Kara Evans from Rumford wrote on July 9, 2020 at 11:43 am:
I'm absolutely heartbroken by the news of Will's passing. He was one of the most genuine friends I ever had. I didn't really know what to talk about, so I thought I'd just mention so memories Will and I shared. *When we were little, we went to a Halloween party - I was a pink princess and he was a yellow crayon. *When we were 13, he invited me over to watch 'the scariest movie ever.' We watched a girl named Reagan spew pea soup out of her mouth over and over again and ate mountains of popcorn. *I remember meeting up with him at the foodcourt at Providence Place to see Mean Girls and he told me never, ever to be seen again wearing flat shoes. I was much too short. *That time Will came out to me and I said, "I know." *When we would push the love seats together and binge the Barefoot Contessa and drink lattes... *That one party Will and I successfully baked banana bread using a Solo cup. *When he held Addy for the first time and he exclaimed, "I'm holding a baby and it's not crying!" I have so many more fond memories of Will. He was one of my favorite people and I really can't believe he's gone.
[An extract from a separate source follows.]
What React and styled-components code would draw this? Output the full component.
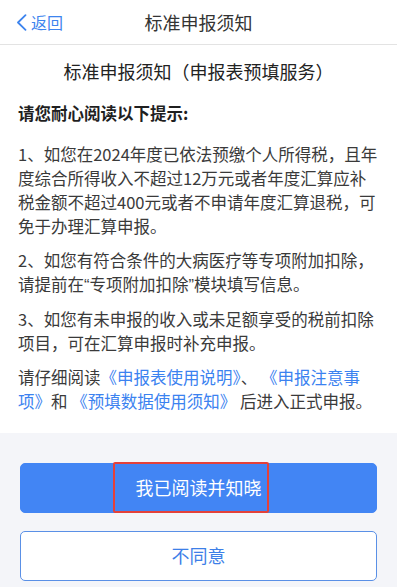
import React from "react";
import styled, { createGlobalStyle } from "styled-components";

const Global = createGlobalStyle`
  html, body { margin: 0; padding: 0; background: #fff; }
  body { font-family: "Noto Sans CJK SC", "Noto Sans", sans-serif; -webkit-font-smoothing: antialiased; }
  * { box-sizing: border-box; }
`;

const Page = styled.div`
  width: 397px;
  min-height: 587px;
  display: flex;
  flex-direction: column;
  background: #fff;
`;

const Header = styled.header`
  height: 45px;
  display: grid;
  grid-template-columns: 80px 1fr 80px;
  align-items: center;
  border-bottom: 1px solid #e3e3e3;
`;

const Back = styled.div`
  display: flex;
  align-items: center;
  gap: 4px;
  padding-left: 16px;
  color: #3d84ee;
  font-size: 16px;
  line-height: 1;
`;

const HeaderTitle = styled.h1`
  margin: 0;
  text-align: center;
  font-size: 18px;
  font-weight: 400;
  color: #333;
`;

const Content = styled.main`
  padding: 14px 18px 20px;
  color: #3a3a3a;
`;

const Subtitle = styled.h2`
  margin: 0 0 18px;
  text-align: center;
  font-size: 18px;
  line-height: 24px;
  font-weight: 400;
  color: #222;
`;

const Lead = styled.h3`
  margin: 0 0 17px;
  font-size: 16.5px;
  line-height: 24px;
  font-weight: 700;
  color: #1f1f1f;
`;

const Para = styled.p`
  margin: 0 0 10px;
  font-size: 16.5px;
  line-height: 24px;
  &:last-child { margin-bottom: 0; }
`;

const Quote = styled.span`
  font-family: "Liberation Sans", sans-serif;
`;

const Link = styled.a`
  color: #3b82f0;
  text-decoration: none;
`;

const Footer = styled.footer`
  flex: 1;
  background: #f4f5f9;
  padding: 30px 20px 6px;
  display: flex;
  flex-direction: column;
  gap: 18px;
`;

const Button = styled.button`
  position: relative;
  height: 50px;
  width: 100%;
  border-radius: 5px;
  font-family: inherit;
  font-size: 18px;
  border: 1px solid ${(p) => (p.$primary ? "#4285f4" : "#5a90e6")};
  background: ${(p) => (p.$primary ? "#4285f4" : "#fff")};
  color: ${(p) => (p.$primary ? "#fff" : "#3d7fe8")};
  display: flex;
  align-items: center;
  justify-content: center;
  padding: 0 0 2px;
`;

const Highlight = styled.span`
  position: absolute;
  left: 92px;
  top: -2px;
  width: 156px;
  height: 51px;
  border: 2px solid #e4413a;
  border-radius: 2px;
  pointer-events: none;
`;

export default function App() {
  return (
    <>
      <Global />
      <Page>
        <Header>
          <Back>
            <svg width="11" height="17" viewBox="0 0 11 17" fill="none">
              <path d="M9.5 1.2 L2 8.5 L9.5 15.8" stroke="#3d84ee" strokeWidth="1.8" strokeLinecap="round" strokeLinejoin="round" />
            </svg>
            <span>返回</span>
          </Back>
          <HeaderTitle>标准申报须知</HeaderTitle>
          <div />
        </Header>
        <Content>
          <Subtitle>标准申报须知（申报表预填服务）</Subtitle>
          <Lead>请您耐心阅读以下提示:</Lead>
          <Para>
            1、如您在2024年度已依法预缴个人所得税，且年度综合所得收入不超过12万元或者年度汇算应补税金额不超过400元或者不申请年度汇算退税，可免于办理汇算申报。
          </Para>
          <Para>
            2、如您有符合条件的大病医疗等专项附加扣除，请提前在<Quote>“</Quote>专项附加扣除<Quote>”</Quote>模块填写信息。
          </Para>
          <Para>
            3、如您有未申报的收入或未足额享受的税前扣除项目，可在汇算申报时补充申报。
          </Para>
          <Para>
            请仔细阅读<Link>《申报表使用说明》</Link>、 <Link>《申报注意事项》</Link>和 <Link>《预填数据使用须知》</Link> 后进入正式申报。
          </Para>
        </Content>
        <Footer>
          <Button $primary>
            我已阅读并知晓
            <Highlight />
          </Button>
          <Button>不同意</Button>
        </Footer>
      </Page>
    </>
  );
}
Kevin Quach from Providence wrote on July 9, 2020 at 10:41 am:
I just got a chance to know Will recently. Will was a kind and honest man. He would never get tired of talking about his favorite shows. I am deeply sadden by the news of Will passing. My thoughts and prayers are with you and your family.
Russell and Lou-Ann Lyne from Barrington, RI wrote on July 9, 2020 at 10:40 am:
Will and Rachel, words cannot express the sorrow we have for you and your family. May you find peace and comfort in the memories you have and also with the help of family and friends to get through this difficult time. Thinking of you all.
Jeff Vanidestine from Sabattus, Maine wrote on July 9, 2020 at 9:27 am:
We are heartbroken for your family and praying for you all during this terribly difficult time. Our sincere condolences for your loss.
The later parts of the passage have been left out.